The round-trip of requesting and delivering happens only when a new set of attribute data or geographic shapes are needed (explained in more detail in the next section). Additionally, base maps are very small, so are the geo-referencing data files (depending on the number of attributes requested and number of regions, e.g., ~100KB for 15 attributes for 3140 USA counties.). As a result, the network transfer load is relatively low. GIF base maps can be provided in two different ways, depending on how flexible the zooming needs to be. If zooming levels are pre-defined for the system, as is often the case with online mapping services, a hierarchical set of GIF base maps can be pre-generated for those zooming levels, residing on the server as base map file repository for later use. Any mapping tools, commercial or free shareware, can be used to generate those base maps, as long as they can read and render the geographic shape data of some common standards, and export the map images into files. The mapping tool is then not needed when the service is running. If arbitrary zooming scales are desired, the mapping tool can generate base maps on-the-fly. (However, dynamically generating response will increase the response delay and the server burden, as is always true for any Web service systems.)

4.                  Highly interactive online map manipulation

 

This section explains in detail how varieties of interactions can be fulfilled with the image-based technique, with our YMap prototype as the illustration but not limited to functionality available in the prototype. Figure 6 shows a screen snapshot of YMap applet. It mainly contains a choropleth map canvas (center), a set of dynamic query double-box sliders (right), a detail data panel (bottom), a drop-down-list-box containing the attributes to choose from for shading the map (above the map, with continuous shading legend), an overview map (right-bottom) and a toolbox for panning, zooming and toggling between a state view and a county view (top). The prototype shows an important general interface design methodology for exploring large data sets  [Shneiderman 1998]: overview of the data distribution via visualization (on the shaded choropleth map and histogram bars on the sliders), dynamic query (by adjusting double-box sliders) to filter out unwanted entries to narrow down to the result set of interests, and details-on-demand to further examine individual entries of interests (mouse over a region to view the data associated with that region, or select regions to compare their data in the detail information panel). The snapshot shows a county view of continental USA shaded by the year 1992 furniture and home furnishing store sale volume. Counties with low number of new private housing units or with median population age out of range [26, 42] are filtered out (in gray)

 

Figure 6 A screen snapshot of our YMap prototype

 

 

The following features are considered to be important for an interactive choropleth map tool (not limited to the features that are already implemented in our prototype.) They can be implemented with the image-based technique as following:

 

·         Dynamic query by scrolling sliders. Dynamic query is a very powerful exploratory interaction method for both open-ended questions (such as “where is a nice place to live?”) and specific tasks (such as “which state has the lowest population density?”) Dynamic query requires real-time acquisition and update of the result on map (usually less than 0.1 seconds, otherwise users will notice the delay.) Dynamic query will be impossible if any server support is involved, because of the unpredictable network delay, regardless of the network bandwidth. In our image-based technique, geographic knowledge is encoded into the GIF base maps. The Java applet simply scans the pixels in the base maps, uses the encoding-decoding rule to obtain geographic object IDs from the pixel colours, uses the IDs to query the geo-referencing attribute data set, decides if the geographic objects should be filtered out, and changes the display accordingly. The geographic objects noted here is not limited to regions, but also include other common shapes, such as lines (rivers, roads) and dots (cities)
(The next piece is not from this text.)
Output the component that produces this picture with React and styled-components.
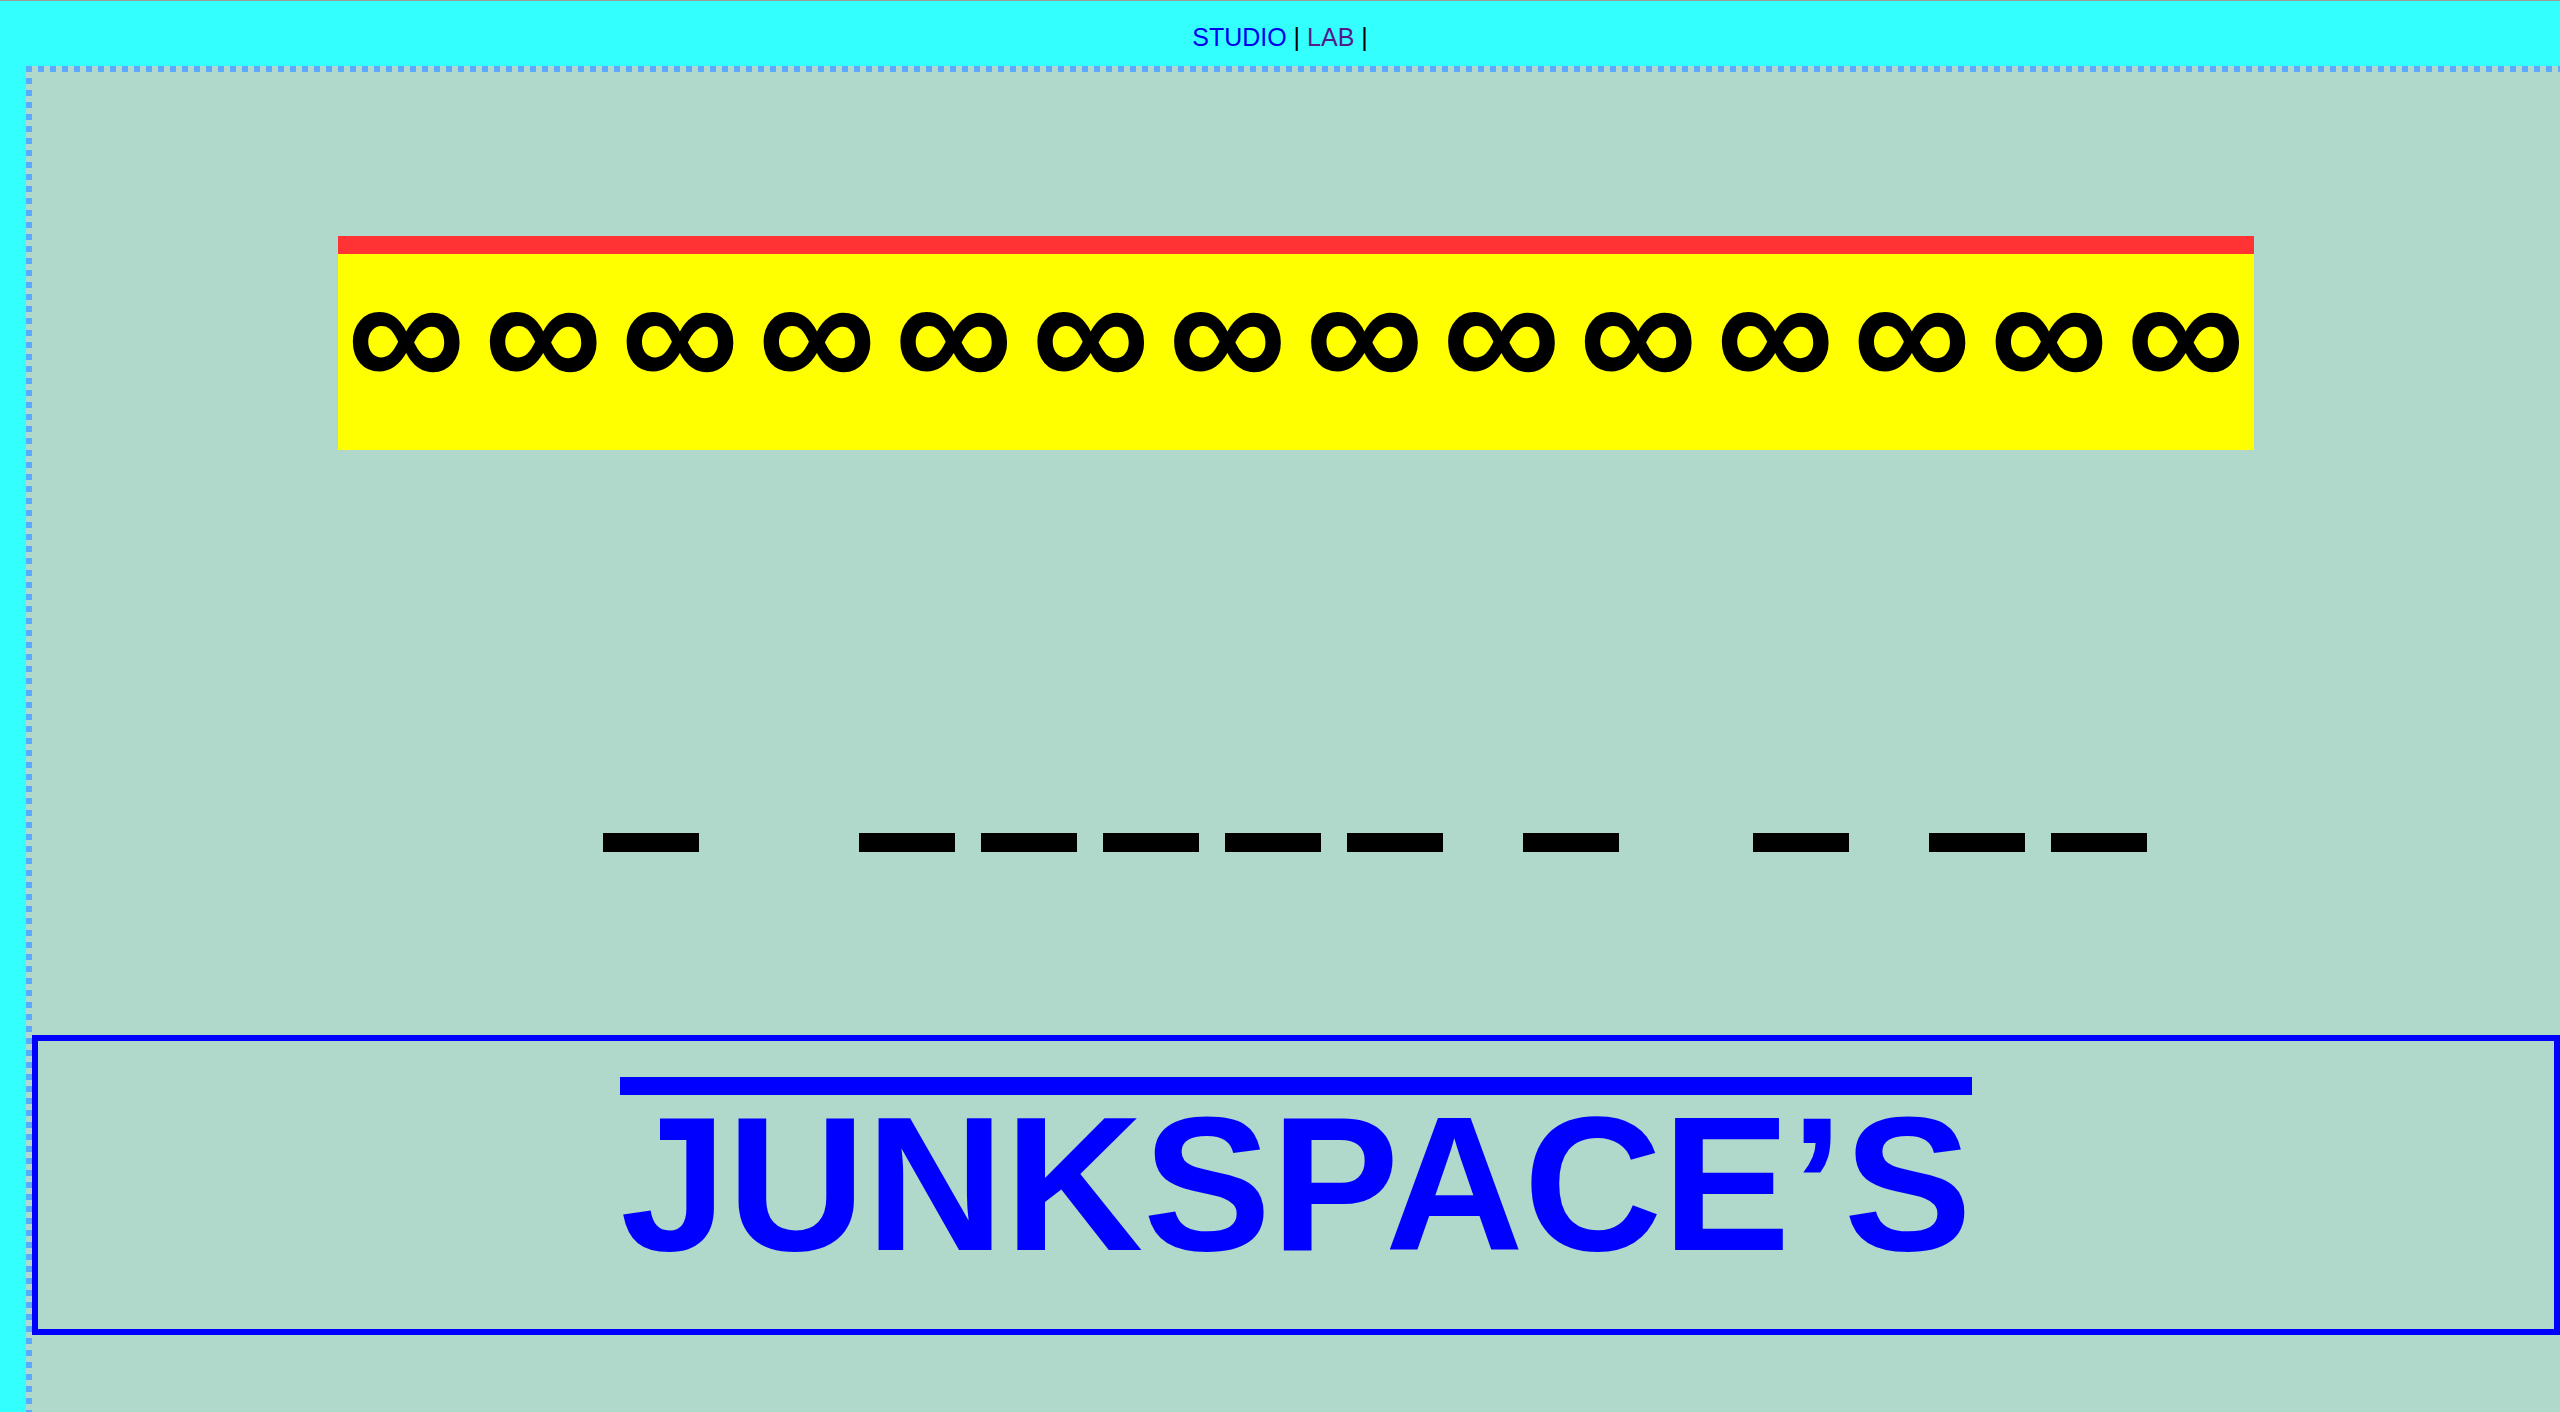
import React from "react";
import styled, { createGlobalStyle } from "styled-components";

const GlobalStyle = createGlobalStyle`
  html, body {
    margin: 0;
    padding: 0;
    background: #33ffff;
    overflow: hidden;
  }
  body {
    font-family: "Liberation Sans", Arial, sans-serif;
  }
`;

const Page = styled.div`
  min-height: 100vh;
  border-top: 1px solid #9a9a9a;
  box-sizing: border-box;
`;

const TopNav = styled.nav`
  height: 65px;
  box-sizing: border-box;
  padding-top: 22px;
  text-align: center;
  font-size: 25px;
  color: #000;
`;

const NavLink = styled.a`
  color: ${(p) => (p.$visited ? "#551a8b" : "#0000ee")};
  text-decoration: none;
`;

const Stage = styled.div`
  padding-left: 26px;
`;

const Panel = styled.main`
  min-height: calc(100vh - 66px);
  box-sizing: border-box;
  padding: 6px 0 0 6px;
  background:
    repeating-linear-gradient(to right, #5aabff 0 6px, transparent 6px 12px) top left / 100% 6px no-repeat,
    repeating-linear-gradient(to bottom, #5aabff 0 6px, transparent 6px 12px) top left / 6px 100% no-repeat,
    #b0d8cb;
`;

const Banner = styled.div`
  width: 1916px;
  margin: 164px auto 0;
  height: 214px;
  box-sizing: border-box;
  border-top: 18px solid #ff3333;
  background: #ffff00;
  display: flex;
  justify-content: space-between;
  align-items: center;
  padding: 0 9px 38px;
`;

const Infinity = styled.span`
  font-family: "Liberation Sans", Arial, sans-serif;
  font-weight: 700;
  font-size: 166px;
  line-height: 1;
  color: #000;
`;

const Blanks = styled.div`
  display: flex;
  margin-top: 383px;
  padding-left: 571px;
  height: 19px;
`;

const Blank = styled.span`
  width: 96px;
  height: 19px;
  background: #000;
  margin-left: ${(p) => p.$gap || 0}px;
`;

const TitleBox = styled.section`
  margin-top: 183px;
  border: 6px solid #0000ff;
  box-sizing: border-box;
  padding: 36px 0 56px;
  text-align: center;
`;

const Title = styled.h1`
  display: inline-block;
  margin: 0;
  border-top: 18px solid #0000ff;
  font-family: "Liberation Sans", Arial, sans-serif;
  font-weight: 700;
  font-size: 192px;
  line-height: 178px;
  color: #0000ff;
`;

const gaps = [0, 160, 26, 26, 26, 26, 80, 134, 80, 26];

export default function App() {
  return (
    <Page>
      <GlobalStyle />
      <TopNav>
        <NavLink href="#studio">STUDIO</NavLink> | <NavLink href="#lab" $visited>LAB</NavLink> |
      </TopNav>
      <Stage>
        <Panel>
          <Banner>
            {Array.from({ length: 14 }).map((_, i) => (
              <Infinity key={i}>∞</Infinity>
            ))}
          </Banner>
          <Blanks>
            {gaps.map((g, i) => (
              <Blank key={i} $gap={g} />
            ))}
          </Blanks>
          <TitleBox>
            <Title>JUNKSPACE’S</Title>
          </TitleBox>
        </Panel>
      </Stage>
    </Page>
  );
}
·         Dynamic classification. The map in the screen snapshot is continuously shaded. Sometime classified (categorized) shading is preferred. Dynamic classification is useful in exploring optimal statistic class breaks. Our image-based technique allows real-time dynamic classification on map, using a method similar to the one described above for dynamic query.

·         Scatterplot and linked brushing with the choropleth map. With the attribute data file on the client, scatterplots can be easily implemented using the Java graphic package. The mapping between map colour and data set record index enables real-time linked brushing since the client can get geographic object IDs from base map colours and vice versa, without server support.

·         Multiple thematic layers, background layers and labels: Sometimes users want to view a thematic layer on a background layer (e.g., a highly interactive river layer with the state borders as the background) or view multiple thematic layers overlapped together. All the thematic or background layers that do not need to be dynamically manipulable can be generated on the server and sent to the client as raster images with transparent background, and rendered on top of the dynamically updated choropleth map layers. Labels can either be part of the base maps or overlap as a separate layer.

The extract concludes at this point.